■ Information provided:
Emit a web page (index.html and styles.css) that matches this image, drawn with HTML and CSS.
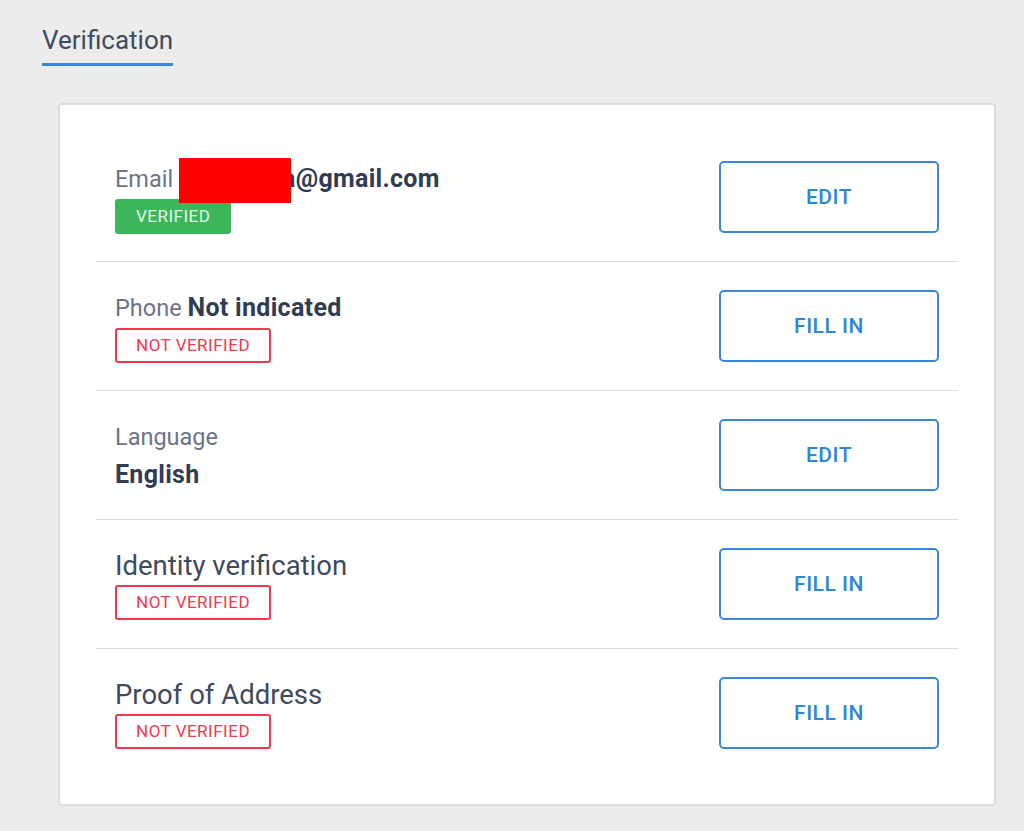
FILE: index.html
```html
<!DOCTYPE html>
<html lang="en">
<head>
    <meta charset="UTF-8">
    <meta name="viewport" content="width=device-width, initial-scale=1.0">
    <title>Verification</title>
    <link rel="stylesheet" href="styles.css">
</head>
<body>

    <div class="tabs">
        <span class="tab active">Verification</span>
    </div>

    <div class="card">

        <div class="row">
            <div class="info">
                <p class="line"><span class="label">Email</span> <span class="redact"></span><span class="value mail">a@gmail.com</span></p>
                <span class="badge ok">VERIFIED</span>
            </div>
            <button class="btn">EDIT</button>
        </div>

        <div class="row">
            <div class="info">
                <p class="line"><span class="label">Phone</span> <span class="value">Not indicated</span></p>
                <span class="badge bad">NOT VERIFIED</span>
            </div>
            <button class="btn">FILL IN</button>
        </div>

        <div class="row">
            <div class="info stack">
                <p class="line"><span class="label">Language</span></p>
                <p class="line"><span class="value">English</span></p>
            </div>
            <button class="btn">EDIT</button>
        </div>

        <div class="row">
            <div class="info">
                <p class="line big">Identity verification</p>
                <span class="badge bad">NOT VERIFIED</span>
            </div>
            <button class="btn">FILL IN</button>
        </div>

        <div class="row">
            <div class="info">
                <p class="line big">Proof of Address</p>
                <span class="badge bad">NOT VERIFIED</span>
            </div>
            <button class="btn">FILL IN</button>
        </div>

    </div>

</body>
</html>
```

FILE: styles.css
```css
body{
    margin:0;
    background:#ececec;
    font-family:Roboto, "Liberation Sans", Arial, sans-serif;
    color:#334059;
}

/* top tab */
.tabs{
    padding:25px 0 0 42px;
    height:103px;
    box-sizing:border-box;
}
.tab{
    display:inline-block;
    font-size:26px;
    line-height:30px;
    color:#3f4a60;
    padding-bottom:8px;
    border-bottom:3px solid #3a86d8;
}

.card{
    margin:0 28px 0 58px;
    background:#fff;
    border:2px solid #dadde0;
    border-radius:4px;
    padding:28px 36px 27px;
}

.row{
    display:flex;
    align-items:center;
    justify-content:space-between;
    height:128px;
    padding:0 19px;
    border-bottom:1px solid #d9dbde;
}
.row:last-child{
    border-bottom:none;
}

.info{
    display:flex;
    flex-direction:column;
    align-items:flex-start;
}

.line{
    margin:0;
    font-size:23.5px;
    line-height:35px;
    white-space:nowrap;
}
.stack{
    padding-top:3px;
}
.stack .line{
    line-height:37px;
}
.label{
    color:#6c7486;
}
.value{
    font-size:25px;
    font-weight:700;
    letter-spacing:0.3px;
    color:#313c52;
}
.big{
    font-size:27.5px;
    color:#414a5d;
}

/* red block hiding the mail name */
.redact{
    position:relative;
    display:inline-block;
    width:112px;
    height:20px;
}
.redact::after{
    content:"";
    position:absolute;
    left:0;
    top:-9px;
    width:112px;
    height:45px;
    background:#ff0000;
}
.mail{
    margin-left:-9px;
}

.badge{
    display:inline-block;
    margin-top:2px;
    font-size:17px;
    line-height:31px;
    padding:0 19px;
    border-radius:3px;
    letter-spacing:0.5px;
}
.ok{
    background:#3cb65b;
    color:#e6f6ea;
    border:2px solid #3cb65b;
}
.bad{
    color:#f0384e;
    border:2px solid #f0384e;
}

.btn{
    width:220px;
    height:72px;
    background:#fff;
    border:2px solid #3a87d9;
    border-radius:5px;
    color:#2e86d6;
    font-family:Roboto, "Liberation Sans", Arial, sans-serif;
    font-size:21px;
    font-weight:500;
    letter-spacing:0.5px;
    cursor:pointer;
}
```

■ Your task:
Reproduce the material above in full, exactly, with no images.

■ Output below:
Emit a web page (index.html and styles.css) that matches this image, drawn with HTML and CSS.
FILE: index.html
```html
<!DOCTYPE html>
<html lang="en">
<head>
    <meta charset="UTF-8">
    <meta name="viewport" content="width=device-width, initial-scale=1.0">
    <title>Verification</title>
    <link rel="stylesheet" href="styles.css">
</head>
<body>

    <div class="tabs">
        <span class="tab active">Verification</span>
    </div>

    <div class="card">

        <div class="row">
            <div class="info">
                <p class="line"><span class="label">Email</span> <span class="redact"></span><span class="value mail">a@gmail.com</span></p>
                <span class="badge ok">VERIFIED</span>
            </div>
            <button class="btn">EDIT</button>
        </div>

        <div class="row">
            <div class="info">
                <p class="line"><span class="label">Phone</span> <span class="value">Not indicated</span></p>
                <span class="badge bad">NOT VERIFIED</span>
            </div>
            <button class="btn">FILL IN</button>
        </div>

        <div class="row">
            <div class="info stack">
                <p class="line"><span class="label">Language</span></p>
                <p class="line"><span class="value">English</span></p>
            </div>
            <button class="btn">EDIT</button>
        </div>

        <div class="row">
            <div class="info">
                <p class="line big">Identity verification</p>
                <span class="badge bad">NOT VERIFIED</span>
            </div>
            <button class="btn">FILL IN</button>
        </div>

        <div class="row">
            <div class="info">
                <p class="line big">Proof of Address</p>
                <span class="badge bad">NOT VERIFIED</span>
            </div>
            <button class="btn">FILL IN</button>
        </div>

    </div>

</body>
</html>
```

FILE: styles.css
```css
body{
    margin:0;
    background:#ececec;
    font-family:Roboto, "Liberation Sans", Arial, sans-serif;
    color:#334059;
}

/* top tab */
.tabs{
    padding:25px 0 0 42px;
    height:103px;
    box-sizing:border-box;
}
.tab{
    display:inline-block;
    font-size:26px;
    line-height:30px;
    color:#3f4a60;
    padding-bottom:8px;
    border-bottom:3px solid #3a86d8;
}

.card{
    margin:0 28px 0 58px;
    background:#fff;
    border:2px solid #dadde0;
    border-radius:4px;
    padding:28px 36px 27px;
}

.row{
    display:flex;
    align-items:center;
    justify-content:space-between;
    height:128px;
    padding:0 19px;
    border-bottom:1px solid #d9dbde;
}
.row:last-child{
    border-bottom:none;
}

.info{
    display:flex;
    flex-direction:column;
    align-items:flex-start;
}

.line{
    margin:0;
    font-size:23.5px;
    line-height:35px;
    white-space:nowrap;
}
.stack{
    padding-top:3px;
}
.stack .line{
    line-height:37px;
}
.label{
    color:#6c7486;
}
.value{
    font-size:25px;
    font-weight:700;
    letter-spacing:0.3px;
    color:#313c52;
}
.big{
    font-size:27.5px;
    color:#414a5d;
}

/* red block hiding the mail name */
.redact{
    position:relative;
    display:inline-block;
    width:112px;
    height:20px;
}
.redact::after{
    content:"";
    position:absolute;
    left:0;
    top:-9px;
    width:112px;
    height:45px;
    background:#ff0000;
}
.mail{
    margin-left:-9px;
}

.badge{
    display:inline-block;
    margin-top:2px;
    font-size:17px;
    line-height:31px;
    padding:0 19px;
    border-radius:3px;
    letter-spacing:0.5px;
}
.ok{
    background:#3cb65b;
    color:#e6f6ea;
    border:2px solid #3cb65b;
}
.bad{
    color:#f0384e;
    border:2px solid #f0384e;
}

.btn{
    width:220px;
    height:72px;
    background:#fff;
    border:2px solid #3a87d9;
    border-radius:5px;
    color:#2e86d6;
    font-family:Roboto, "Liberation Sans", Arial, sans-serif;
    font-size:21px;
    font-weight:500;
    letter-spacing:0.5px;
    cursor:pointer;
}
```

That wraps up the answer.